In State v. Fisher, 877 N.W.2d 676, 686 n.6 (Iowa 2016), the supreme

court held actual compliance with Iowa Rule of Criminal Procedure 2.8(2)(b)

required the district court to disclose to the defendant during a plea proceeding

“all applicable chapter 911 surcharges” related to the offenses to which the

defendant pleaded guilty. Fisher left unresolved the question of whether the

district court’s failure to disclose to the defendant all applicable chapter 911

surcharges, standing alone, would mean the guilty plea proceeding failed to

substantially comply with Rule 2.8(2)(b)(2). See 676 N.W.2d at 686 n.6. This

appeal directly presents the question left unresolved in Fisher.

I.

Jason Weitzel pleaded guilty to and was convicted of domestic-abuse

assault, in violation of Iowa Code section 708.2A(5) (2016); possession of

methamphetamine, second offense, in violation of section 124.401(5); carrying

weapons, in violation of section 724.4(1); and operating while intoxicated (OWI),

first offense, in violation of section 321J.2. The underlying offense conduct is

immaterial to the question presented, and we need not discuss it.
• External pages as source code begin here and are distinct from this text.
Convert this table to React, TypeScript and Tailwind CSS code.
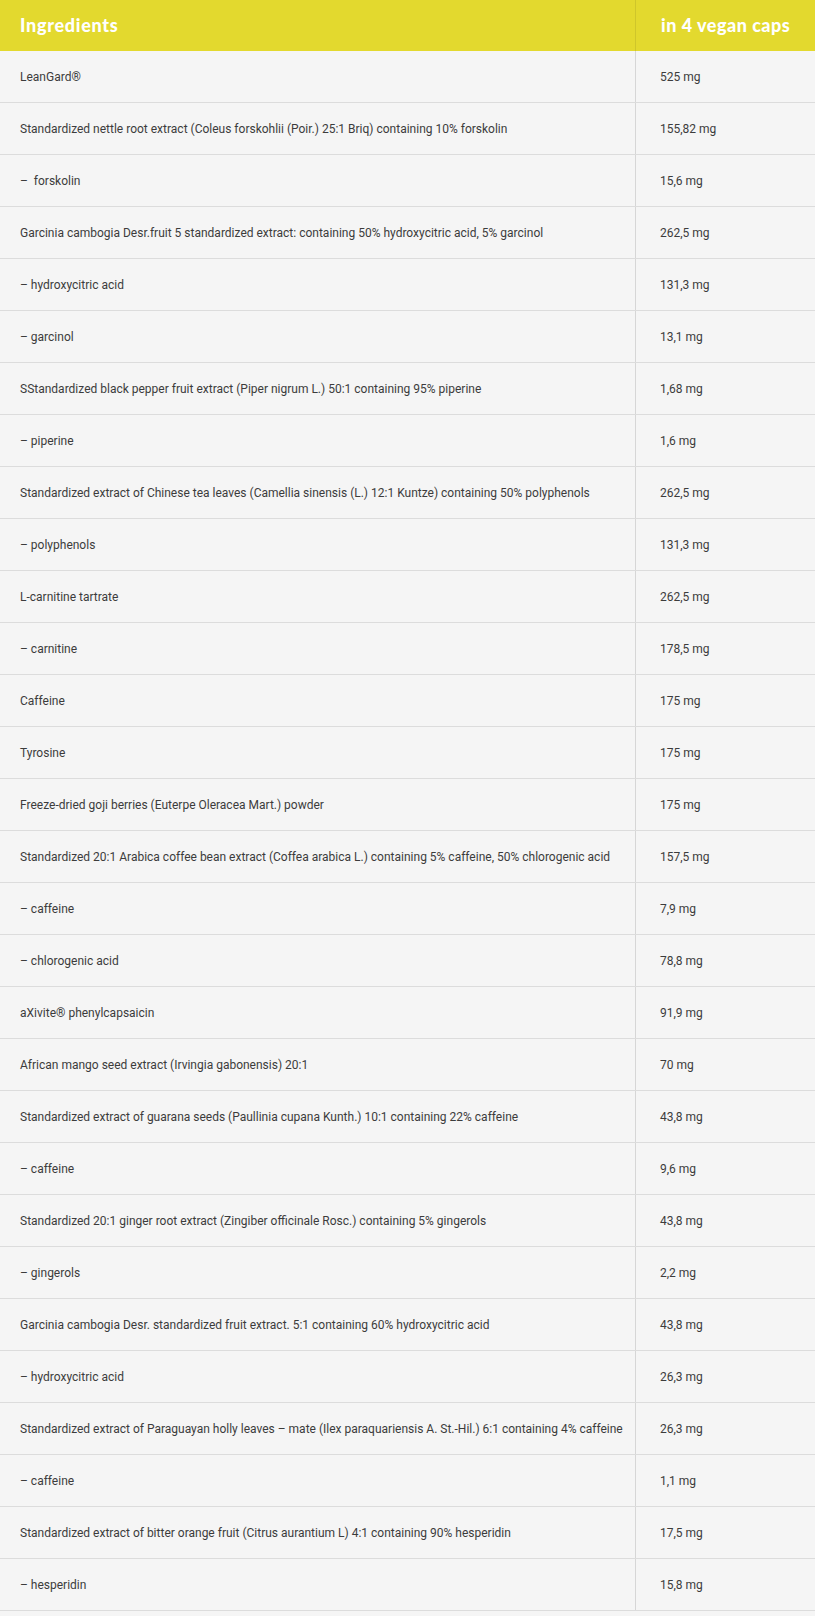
import React from 'react';

type Row = { name: string; amount: string };

const rows: Row[] = [
  { name: 'LeanGard®', amount: '525 mg' },
  { name: 'Standardized nettle root extract (Coleus forskohlii (Poir.) 25:1 Briq) containing 10% forskolin', amount: '155,82 mg' },
  { name: '–  forskolin', amount: '15,6 mg' },
  { name: 'Garcinia cambogia Desr.fruit 5 standardized extract: containing 50% hydroxycitric acid, 5% garcinol', amount: '262,5 mg' },
  { name: '– hydroxycitric acid', amount: '131,3 mg' },
  { name: '– garcinol', amount: '13,1 mg' },
  { name: 'SStandardized black pepper fruit extract (Piper nigrum L.) 50:1 containing 95% piperine', amount: '1,68 mg' },
  { name: '– piperine', amount: '1,6 mg' },
  { name: 'Standardized extract of Chinese tea leaves (Camellia sinensis (L.) 12:1 Kuntze) containing 50% polyphenols', amount: '262,5 mg' },
  { name: '– polyphenols', amount: '131,3 mg' },
  { name: 'L-carnitine tartrate', amount: '262,5 mg' },
  { name: '– carnitine', amount: '178,5 mg' },
  { name: 'Caffeine', amount: '175 mg' },
  { name: 'Tyrosine', amount: '175 mg' },
  { name: 'Freeze-dried goji berries (Euterpe Oleracea Mart.) powder', amount: '175 mg' },
  { name: 'Standardized 20:1 Arabica coffee bean extract (Coffea arabica L.) containing 5% caffeine, 50% chlorogenic acid', amount: '157,5 mg' },
  { name: '– caffeine', amount: '7,9 mg' },
  { name: '– chlorogenic acid', amount: '78,8 mg' },
  { name: 'aXivite® phenylcapsaicin', amount: '91,9 mg' },
  { name: 'African mango seed extract (Irvingia gabonensis) 20:1', amount: '70 mg' },
  { name: 'Standardized extract of guarana seeds (Paullinia cupana Kunth.) 10:1 containing 22% caffeine', amount: '43,8 mg' },
  { name: '– caffeine', amount: '9,6 mg' },
  { name: 'Standardized 20:1 ginger root extract (Zingiber officinale Rosc.) containing 5% gingerols', amount: '43,8 mg' },
  { name: '– gingerols', amount: '2,2 mg' },
  { name: 'Garcinia cambogia Desr. standardized fruit extract. 5:1 containing 60% hydroxycitric acid', amount: '43,8 mg' },
  { name: '– hydroxycitric acid', amount: '26,3 mg' },
  { name: 'Standardized extract of Paraguayan holly leaves – mate (Ilex paraquariensis A. St.-Hil.) 6:1 containing 4% caffeine', amount: '26,3 mg' },
  { name: '– caffeine', amount: '1,1 mg' },
  { name: 'Standardized extract of bitter orange fruit (Citrus aurantium L) 4:1 containing 90% hesperidin', amount: '17,5 mg' },
  { name: '– hesperidin', amount: '15,8 mg' },
];

const App: React.FC = () => {
  return (
    <div className="w-[815px] min-h-[1616px] bg-[#f5f5f5] font-['Roboto',sans-serif]">
      <div className="grid grid-cols-[636px_1fr] h-[51px] bg-[#e3d92e]">
        <div className="flex items-center pl-5 border-r border-[#cfc62a]">
          <span className="font-['Lato',sans-serif] font-black text-[18px] text-white tracking-[0.7px]">Ingredients</span>
        </div>
        <div className="flex items-center pl-[25px]">
          <span className="font-['Lato',sans-serif] font-black text-[18px] text-white tracking-[0.5px]">in 4 vegan caps</span>
        </div>
      </div>
      {rows.map((row, i) => (
        <div key={i} className="grid grid-cols-[636px_1fr] h-[52px] border-b border-[#dcdcdc]">
          <div className="flex items-center pl-5 border-r border-[#d6d6d6] text-[12px] text-[#3c3c3c] whitespace-pre">
            {row.name}
          </div>
          <div className="flex items-center pl-6 text-[12px] text-[#3c3c3c]">
            {row.amount}
          </div>
        </div>
      ))}
    </div>
  );
};

export default App;
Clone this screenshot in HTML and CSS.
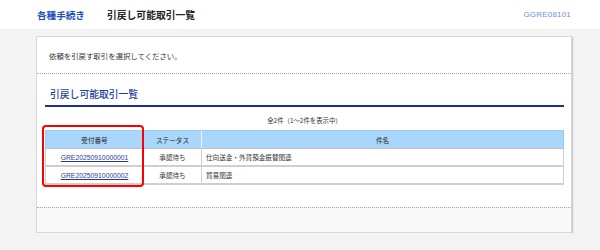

The only

material facts relate to the plea colloquy, and on this we focus our attention.

Weitzel was represented by counsel during the plea proceeding. During

the plea proceeding, the district court informed Weitzel of the minimum and

maximum fines applicable to each offense. The district court also determined

Weitzel understood the minimum and maximum fines applicable to each offense.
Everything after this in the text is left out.